Preparing for the process

Before scheduling anything, confirm the lender's requirements. Ask whether they need a full appraisal, a broker price opinion, or another valuation product. Confirm who is allowed to order it and what documentation you should provide.

Once the inspection is set, gather basic information on improvements, permit history if relevant, and any features that may not be obvious at first glance. Think in terms of facts, not sales language. A concise list of upgrades with dates is more useful than broad claims that the home is the nicest on the block.

If your home has unique characteristics, those should be identified clearly. An accessory unit, extensive site work, higher-end finishes, or recent structural updates may all matter, but they need to be understood in a way that connects to market evidence.

Why a credible appraisal matters

For PMI removal, the goal is not just to get a number. It is to get a value opinion that can stand up to lender review. That requires a report that is well developed, well supported, and prepared by a qualified residential appraiser.

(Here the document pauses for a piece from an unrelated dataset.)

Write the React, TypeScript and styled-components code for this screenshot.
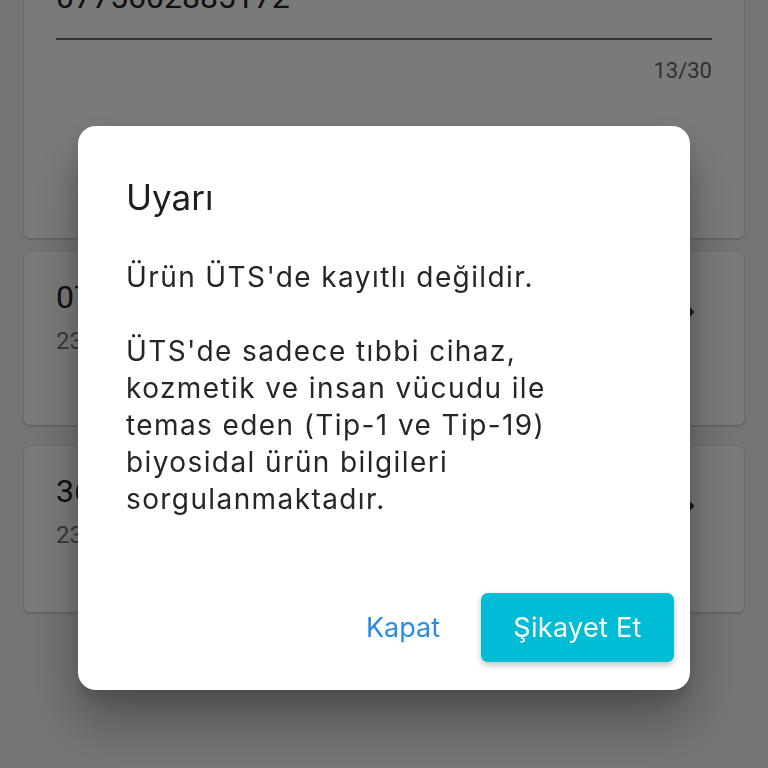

A credible appraisal can help avoid wasted time and unnecessary back-and-forth. It gives the lender a documented basis for evaluating your current equity position and gives you a clearer picture of where you stand. If the value supports removal, you may reduce your monthly housing cost. If it does not, you are still making a decision based on evidence instead of assumptions.

For homeowners, that clarity matters. PMI removal is not always automatic, and it is not always immediate, but when the numbers support it, a sound appraisal can be the step that turns rising equity into real monthly savings.

If you are considering the process, start by confirming your lender's rules, then make sure the valuation is handled with the same care you would expect for any important financial decision. A well-supported appraisal does more than answer a question about value. It helps you move forward with confidence.